This year has been a historic one for Skyline. Not only has the school enjoyed immense success in academics, sports, and the arts while being ranked number one in the state of Utah by the Daily Beast, but the Eagles are also celebrating their quinquagenary anniversary. After a journey that began in 2000, the seniors of the 2012-2013 school year are finally finishing their secondary education as the fiftieth graduating class of Skyline High School.
An interesting comparison can be made between the Skyline senior class of 1963 and the senior class of 2013. During their senior year, the average income was $5,807.00 and gas cost 29 cents per gallon. These Eagles mourned with a nation over the assassination of President John F. Kennedy, were rocked by Beatlemania, witnessed the bombing of a church in Birmingham that killed four little girls, listened to Martin Luther King Junior’s “I Have a Dream Speech,” followed the news of the Great Train Robbery in England, and went to the movie theater to see The Birds and Lord of the Flies.
During the class of 2013’s senior year, the average income (taken from 2012 data) is around $45,018.00 and gas costs around $3.60 per gallon. These Eagles have followed the event of Syria’s civil war, seen the election of a new pope – the first from the Americas, grieved over the Newtown shootings and the Boston marathon bombing, witnessed the most powerful meteor to strike the earth’s atmosphere in over a century explode over Russia, and gone to see The Great Gatsby and Iron Man 3 at the cinema.
The home to the senior class of 1963 was designed by architect Dean L. Gustavason, and it was at the time “one of the most modern school plants in the Intermountain West.” The seniors’ principal was Ernest A. Pizza, they were aided by four counselors and 66 faculty members, and their senior class officers were Ronald Jensen, Ed Huntsman, and Jim Talvite. The seniors had, among other activities, a senior assembly, class party, and banquet; their graduation theme was by John Ruskin; they participated in organizations like Key Club, Pep Club, and Folk Singing Club; and they danced at their senior prom to the theme “Old Fashioned Christmas.”
The Skyline senior class of 2013 remains in the same building – although it has had a few touch-ups and the addition of a new (and sorely needed) A/C system. Their principal is Doug Bingham, they enjoy the guidance of eight counselors and 65 faculty members, and their senior class officers are Indigo Cook, Kylie Kida, and Alex Marble. The seniors have participated in activities like Senior Sunrise and Senior Movie Night, and they are gearing up for Senior Dinner Dance; their graduation theme is by Buddha; they are involved in organizations like Key Club, Ski and Snowboard Club, and Balloon Club; and their senior prom song was “One and Only.”

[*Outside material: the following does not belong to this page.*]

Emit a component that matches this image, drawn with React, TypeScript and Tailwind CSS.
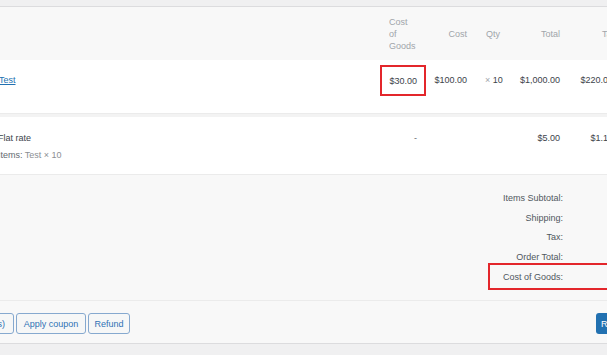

The differences and similarities between these two classes are significant; both groups of seniors are separated by fifty years worth of culture and history, yet they are united within the same school and by the same desire to excel at everything they do. Those students who are graduating this year on June 6 have built off of the legacy left by their predecessors, and they have taken the school to heights never before imagined. They have pushed Skyline to the top of the academic heap in Utah, won countless awards in the arts, achieved many a state championship title, and they have in countless other ways created a legacy of their own to leave for the next graduating class – and the one that follows fifty years from now. “If I’ve learned anything from high school,” states Beth Bergeson, “it’s to expect the unexpected. Seriously. But even if it’s crazy, it’s definitely worth it!” Vincent Fu also offers up his take on this fiftieth senior year: “I feel like as seniors, we’ve grown a lot closer to each other. For me personally, I’ve developed deeper friendships with a lot of people and I’m really grateful for everyone who is a part of my life.”
Fifty years after Skyline’s establishment, the road to graduation remains a long and often demanding one. The fiftieth graduating class has made it through three years of staying up late doing homework and studying for tests, competing in tournaments for subjects like math or debate, practicing for hours on the sports field, attending and performing in countless concerts, musicals, and plays; and evading hall monitors on the occasional morning or two. Through it all, they have shed tears together, laughed together, and grown together to become a graduating class entirely unique and incredible in its own way.